Seeking to break out of its diplomatic isolation, Iran has applied for full membership in the Shanghai Cooperation Organization, an alliance dominated by China and Russia and seen as challenging U.S. security interests in Central Asia.

Iranian Foreign Minister Manouchehr Mottaki revealed on a visit to Tajikistan late last month that Tehran had applied for full membership in the six-nation SCO, which last expanded when Uzbekistan was invited to join in 2001.

With Iran at loggerheads with the United States and leading European powers over its suspected nuclear programs and its support for militant Islamic groups in the Middle East, SCO members had been seen as reluctant to provoke the West by taking up Tehran’s application. But that may be changing, according to Ariel Cohen, a security specialist at the Heritage Foundation.

Mr. Cohen said Russia may be more willing to consider the Iranian bid to counter U.S. moves to expand NATO into Eastern Europe and to back the independence bid of Kosovo from Serbia, a close Moscow ally.

Iran’s SCO application “is becoming more likely than people may think,” he said. “Russia is seriously concerned about issues like NATO and Kosovo and could see this as a strong countermeasure.”

Formed originally as an anti-terrorism grouping, the SCO currently includes Russia, China, Tajikistan, Uzbekistan, Kazakhstan and Kyrgyzstan. Iran since 2006 has been an SCO “observer state,” along with Pakistan, India and Mongolia. Top officials from Afghanistan have also participated in SCO summits.

Pushed strongly by Moscow and Beijing, the growing alliance has unnerved U.S. officials, who fear it could be used to blunt American influence in the region.

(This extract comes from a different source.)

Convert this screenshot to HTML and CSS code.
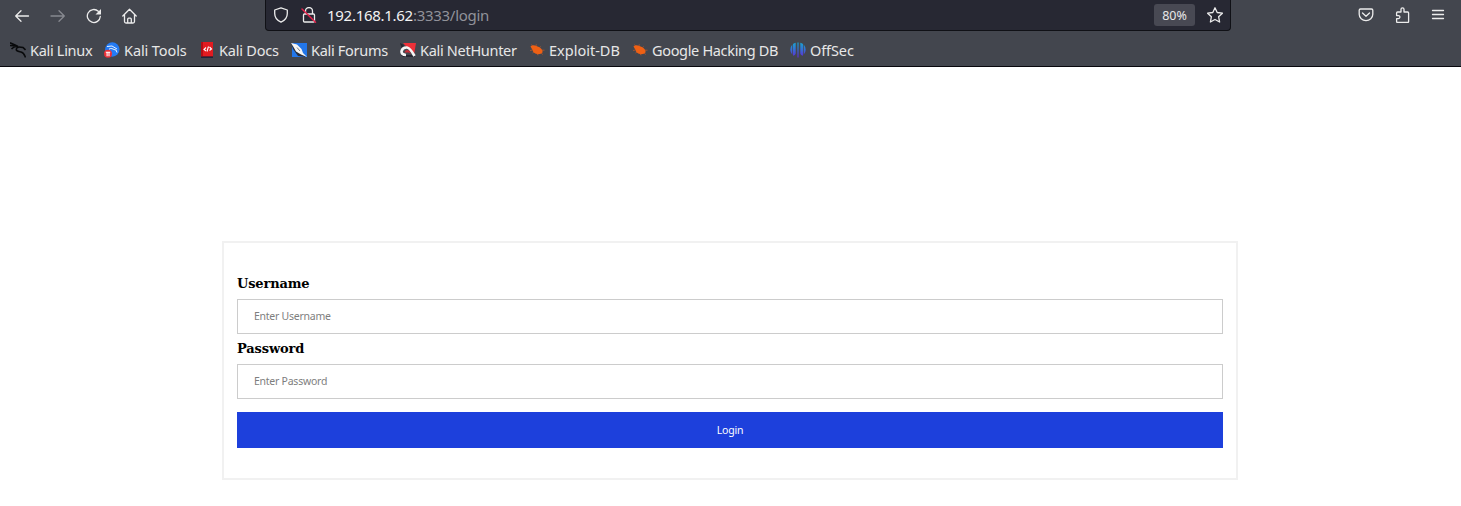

A 2005 SCO summit in Kazakhstan called for the U.S. military to set a timetable for closing its bases in Central Asia. Last year’s summit highlighted the SCO as an emerging “energy cooperation club,” with Russia and the Central Asian states controlling a large chunk of the world’s oil and natural-gas reserves outside the Middle East.

The six SCO states last year staged a major joint military exercise in Russia.

Iran, the target of a U.S.-led economic-sanctions campaign over its nuclear programs, has pushed hard for a bigger SCO role. The next SCO summit is scheduled for Dushanbe, Tajikistan, this summer.

Iranian President Mahmoud Ahmadinejad attended the 2007 SCO summit in Bishkek, Kyrgyzstan. Mr. Mottaki announced the formal application for membership last month even though there has been an informal moratorium on taking new members.

Iranian diplomats have been touting the country’s huge energy reserves and its influence in Central Asia and Afghanistan as reasons it belongs in the alliance.

China and Russia have been noncommittal on the Iranian offer, and both capitals are believed to be reluctant to bring in Iran when its relations with the United States are so hostile. Moscow has sided with the Bush administration in pressuring Iran to renounce any plans for nuclear weapons.

“China and Russia will try to prevent the SCO from becoming an active anti-Western and anti-American organization,” Turaj Atabaki, a historian on Central Asia at Leiden University in the Netherlands, said in a recent interview on Radio Farda, a U.S.-financed Persian broadcaster.

Beijing stopped well short of an endorsement when noting the Iranian SCO membership request.

“We welcome [Iran’s”> aspiration to enhance cooperation with the SCO in various fields,” Chinese Foreign Ministry spokesman Qin Gang said last week.

But with Russia’s relations with the West deteriorating and both China and Russia concerned about long-term U.S. intentions in Central Asia, Iran’s SCO hopes can no longer be dismissed out of hand, according to the Heritage Foundation’s Mr. Cohen.

“This is something the United States should be trying to prevent by all means possible,” he said.